Slowly, the tension eases, and the two men are able to share stories from their past. We learn about the troubles and harassment Yi faced because of his father’s decision to live in the North, and it’s only now that he understands that, ironically, the same thing happened on the other side of the border. With their father under suspicion because of the family he left behind, the professors’ half-siblings have been unable to achieve their dreams, leaving Yi to reevaluate his hardships – and his beliefs.
Of course, there’s more to the story than just the narrative, and in his introduction, Fenkl explains the autobiographical nature of the work (the plot basically mirrors the writer’s own experiences). His family background has meant that Yi Mun-yol has had to be careful over the course of his career, and his reputation is that of a fairly conservative author (unlike that of the fearless Hwang…). Another interesting point mentioned in the introduction is the extra scene added for this edition, showing the writer’s father heading north. The writer and translator believed this addition was necessary to help foreign readers to understand exactly what happened during the war, and why Yi’s father had to leave his family behind.

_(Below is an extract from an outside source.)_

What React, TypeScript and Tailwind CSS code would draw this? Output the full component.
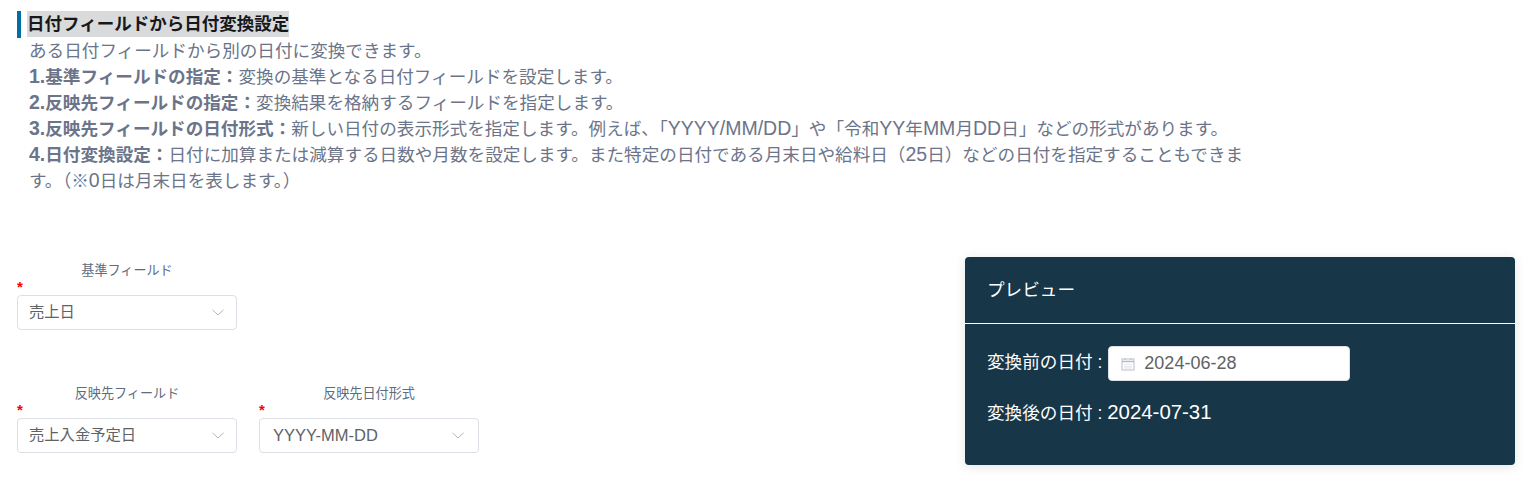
function Chevron({ className }: { className: string }) {
  return (
    <svg width="12" height="7" viewBox="0 0 12 7" fill="none" className={className}>
      <path d="M0.5 0.8 6 6 11.5 0.8" stroke="#b4b7be" strokeWidth="1" />
    </svg>
  )
}

function CalendarIcon() {
  return (
    <svg width="14" height="14" viewBox="0 0 14 14" fill="none" className="text-[#b9bdc7] shrink-0">
      <rect x="1" y="2" width="12" height="11" stroke="currentColor" strokeWidth="1" />
      <path d="M1 4.5h12" stroke="currentColor" strokeWidth="1.6" />
      <path d="M4 1v2M10 1v2" stroke="currentColor" strokeWidth="1" />
      <path d="M3.5 7.5h7M3.5 9.5h7M3.5 11h7" stroke="currentColor" strokeWidth="0.8" strokeDasharray="1 1" />
    </svg>
  )
}

function SelectField({ label, value, latin }: { label: string; value: string; latin?: boolean }) {
  return (
    <div className="w-[220px]">
      <div className="text-center text-[13.1px] leading-[16px] text-[#606c80]">{label}</div>
      <div className="h-[16px] text-[15px] leading-[16px] font-bold text-[#ff0000]">*</div>
      <div className="h-[35px] flex items-center justify-between border border-[#dcdfe6] rounded-[4px] bg-white pl-[11px] pr-[12px]">
        <span className={latin ? 'pl-[2px] text-[16.5px] text-[#606266]' : 'text-[15.3px] text-[#606266]'}>{value}</span>
        <Chevron className={latin ? 'mr-[2px]' : ''} />
      </div>
    </div>
  )
}

// latin runs sit a bit larger than the kana around them
function L({ children }: { children: string }) {
  return <span className="text-[19.5px] leading-none">{children}</span>
}

export default function App() {
  return (
    <div className="min-h-screen bg-white font-['Liberation_Sans','Noto_Sans_CJK_JP',sans-serif] px-[17px] pt-[11px]">
      <div className="border-l-[4px] border-[#006fa6] pl-[6px] h-[27px] flex items-start">
        <span className="bg-[#d9dadc] text-[17.5px] leading-[26px] font-bold text-[#17181a]">日付フィールドから日付変換設定</span>
      </div>
      <div className="-mt-[0.5px] pl-[12px] w-[1232px] text-[17.6px] leading-[26px] text-[#6b7489]">
        <p>ある日付フィールドから別の日付に変換できます。</p>
        <p><b><L>1.</L>基準フィールドの指定：</b>変換の基準となる日付フィールドを設定します。</p>
        <p><b><L>2.</L>反映先フィールドの指定：</b>変換結果を格納するフィールドを指定します。</p>
        <p><b><L>3.</L>反映先フィールドの日付形式：</b>新しい日付の表示形式を指定します。例えば、「<L>YYYY/MM/DD</L>」や「令和<L>YY</L>年<L>MM</L>月<L>DD</L>日」などの形式があります。</p>
        <p><b><L>4.</L>日付変換設定：</b>日付に加算または減算する日数や月数を設定します。また特定の日付である月末日や給料日（<L>25</L>日）などの日付を指定することもできます。（※<L>0</L>日は月末日を表します。）</p>
      </div>
      <div className="flex justify-between items-start mt-[63.5px] pr-[1px]">
        <div className="pt-[6px] flex flex-col gap-[56px]">
          <SelectField label="基準フィールド" value="売上日" />
          <div className="flex gap-[22px]">
            <SelectField label="反映先フィールド" value="売上入金予定日" />
            <SelectField label="反映先日付形式" value="YYYY-MM-DD" latin />
          </div>
        </div>
        <div className="w-[550px] h-[208px] bg-[#173648] rounded-[4px] shadow-[0_2px_12px_rgba(0,0,0,0.1)] text-white">
          <div className="h-[67px] border-b border-white flex items-center px-[22px] text-[17.6px]">プレビュー</div>
          <div className="px-[22px] pt-[22px] text-[17.6px]">
            <div className="flex items-center gap-[6px]">
              <span className="-mt-[2px]">変換前の日付 :</span>
              <div className="w-[242px] h-[35px] bg-white rounded-[4px] border border-[#dcdfe6] flex items-center pl-[12px] gap-[9px]">
                <CalendarIcon />
                <span className="text-[#606266] text-[18px]">2024-06-28</span>
              </div>
            </div>
            <div className="mt-[19px] leading-[24px]">変換後の日付 : <span className="text-[20.4px]">2024-07-31</span></div>
          </div>
        </div>
      </div>
    </div>
  )
}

Meeting with my Brother, quite apart from its political significance, is simply a beautiful, touching story, and it builds to the two brothers setting their differences aside to remember their father. There’s a sombre symbolism in the men from opposite sides of the DMZ gazing down at the landscape of the north, knowing that they’re unlikely ever to be able to walk it together. Yi shows that however much the two countries might want reunification, the difficult path towards it, and the costs involved, mean that it’s still a long, long way off.